Bourgogne Chardonnay, also known as Bourgogne Blanc, is one of the best white wines in the world. French wine lovers enjoy these fantastic wines because of their excellent reputation, quality, and memorable taste. Drinking Bourgogne chardonnay puts you in good company – the Dukes of Burgundy also enjoyed this wine. Keep reading to find out what this wine tastes like, specific wine suggestions, and answers to common questions.

Bourgogne Chardonnay

Bourgogne Chardonnay Definition

One point to clarify before going further: what does Bourgogne mean? You may see this word on wine bottles and not know what it means. This is the French word for Burgundy, one of Europe’s most famous wine regions. It refers to the Burgundy wine region, located southeast of Paris. Dijon is the principal city of Burgundy. The phrase “Bourgogne Chardonnay” means a white chardonnay wine from the French wine region of Burgundy.

Burgundian Chardonnay Flavor Profile

Before buying Burgundian wines, you might wonder what to expect in terms of taste. While there is a wide range of winemakers, there are some common characteristics in most Bourgogne chardonnay wine.

Burgundy Chardonnay wines typically have an apple aroma. Fruit flavors include citrus flavor (e.g., lemon), apple, pear, plum, and quince are typical. Sometimes, the apple flavors may be described as green apple, green apple skin, or yellow apple. In addition to fruity notes, wine drinkers sometimes notice floral notes such as notes of honey.

The Burgundian style of winemaking is different from wines made elsewhere. In the United States and Canada, it is common to focus on the wine grape as the most crucial aspect of the wine. In France – including Burgundy – the place is considered more important. For example, Burgundy’s Côte De Beaune area is known for its elegant wine, aging potential, and high quality. In addition to place, Burgundy winemakers often use malolactic fermentation, which reduces tart green apple flavours.

White Burgundy: Top Wine Picks Under $100

Finding a good bottle of white Burgundy doesn’t require a huge budget. If you can spend between $20 to $50 for a bottle, you can explore the wonders of this French wine region. If you fall in love with Burgundy white wines, make sure you eventually try a cru Chardonnay from the region.

Maison Chanzy, $25

This buttery Chardonnay offers 12.5% alcohol content and pairs well with turkey and chicken dishes. The fresh acidity in the wine stands out. The winemaker has also won recognition from the Decanter World Wine Awards in the past decade.

Domaine Anton Guyon , $100+

This wine estate has an outstanding reputation in the well-respected Côte d’Or area of Burgundy. The Corton-Charlemagne Grand Cru wine has earned exceptional scores from Wine Advocate and Wine Spectator.

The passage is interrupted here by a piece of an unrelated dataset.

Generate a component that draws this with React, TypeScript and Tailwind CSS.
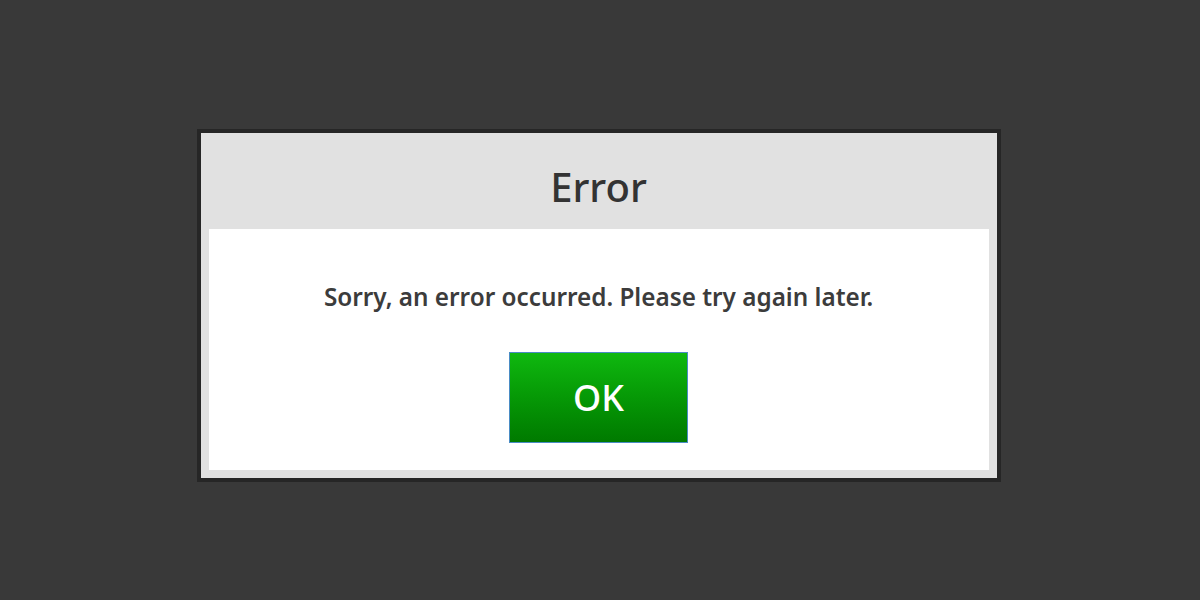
export default function App() {
  return (
    <div className="w-[1200px] h-[600px] bg-[#393939] flex items-start justify-center pt-[129px] font-['Noto_Sans','Open_Sans',sans-serif]">
      <div className="w-[804px] -ml-[3px] border-4 border-[#262626] bg-[#e1e1e1] px-2 pb-2">
        <div className="h-[96px] flex items-center justify-center">
          <h1 className="text-[40px] font-medium text-[#333333] leading-none mt-3">Error</h1>
        </div>
        <div className="bg-white flex flex-col items-center pt-[56px] pb-[27px]">
          <p className="text-[24.3px] font-semibold text-[#3c3c3c] leading-none">
            Sorry, an error occurred. Please try again later.
          </p>
          <button className="mt-[43px] w-[179px] h-[91px] border border-[#4a8cc4] bg-gradient-to-b from-[#0fb80f] to-[#007a00] text-white text-[36px] font-medium flex items-center justify-center">
            OK
          </button>
        </div>
      </div>
    </div>
  )
}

This 13.5% alcohol wine is a great choice when you want to celebrate with a bottle of exceptional wine.

Domaine Roux, $34

Commonly known as Roux Père & Fils Chardonnay Bourgogne, this family-owned winery has been in production since 1995. The wine is respected for its oaky notes like butter and villa. In addition, you can expect to include apple, peach, and citrus fruit flavors in the glass.

Domaine Chenevieres, $28

Located in the Chablis appellation of Burgundy, this medium-bodied Chardonnay pairs very well with seafood dishes. The flavor profile includes apple, pear, and mandarin orange. The wine has 12.5% alcohol by volume.

Food Pairings For Bourgogne Chardonnay

Take these food suggestions with a grain of salt. While these food pairings can enhance your enjoyment of the wine, your preferences also matter. If you want to drink Chardonnay with steak, go right ahead!

1) Food Made In Buttery Styles

Burgundy chardonnay pairs beautifully with many butter-heavy dishes. Some popular options include fish cooked in butter and a creamy sauce like hollandaise sauce. Other cream-based sauces can also work well, but I avoid anything with significant spice levels.

2) Shell Fish Dishes

Wine wines and white fish are traditional wine pairings. A bottle of Burgundian Chardonnay usually pairs the best with shellfish kinds of seafood like a crab. Cream-based sauces can take your dining experience to the next level.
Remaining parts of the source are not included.